Roman Empire

Nerva, Emperor AD 96-98

RIC 24; RCV II cover (this coin); BN 21; BMC 32; Calicó 960 same dies), Superb Mint State

Rome. AD 87. IMP NERVA CAES AVG P M TR POT, laureate head of Nerva right. Reverse: COS III PATER PATRIAE, priestly implements: simpulum, sprinkler, jug, and lituus.

Ex George W. La Borde Collection (NAC 91, 23 May 2016), 15; Michael L. J. Winckless Collection (sold privately by Spink & Son, London, in October 2006); MMAG 43 (13 November, 1970), 326; Hall Park McCullough Collection (Stack’s, 22 November 1967), 865; Sir Arthur John Evans Collection (J. Hirsch XXX, 11 May 1911), 953

The sudden death of Domitian created a dangerous vacuum that required immediate filling if a new round of civil war was to be averted. In an attempt to stave off disaster, the Senate immediately proclaimed a somewhat unlikely candidate as the new Emperor: M. Coccaeus Nerva. He was exactly to senatorial taste—after all he was himself a member of that august body—and worked to undo the evils of Domitian’s reign. Nerva also endeared himself to the people through the remission of certain taxes, and various distributions of food, money, and land to the urban poor of Rome. However, his position became precarious in AD 97 when he was challenged by the Praetorian Guard.
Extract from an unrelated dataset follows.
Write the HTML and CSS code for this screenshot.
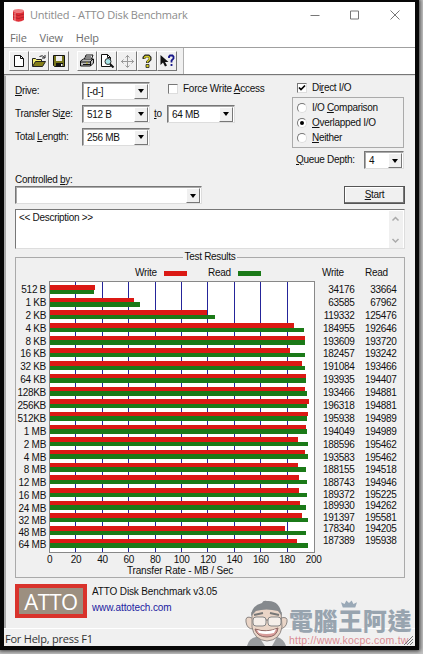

As Nerva was 66 years old and childless it was suddenly very clear that if he should happen to die from natural or not-so-natural causes Rome would again be plunged into civil war. In order to avoid this terrible fate, Nerva adopted Trajan, the popular governor of Germania Inferior, to be his heir. This development brought the Roman army on side with Nerva and averted disaster. The succession question had been settled just in time, for Nerva suffered a stroke and died at the beginning of AD 98.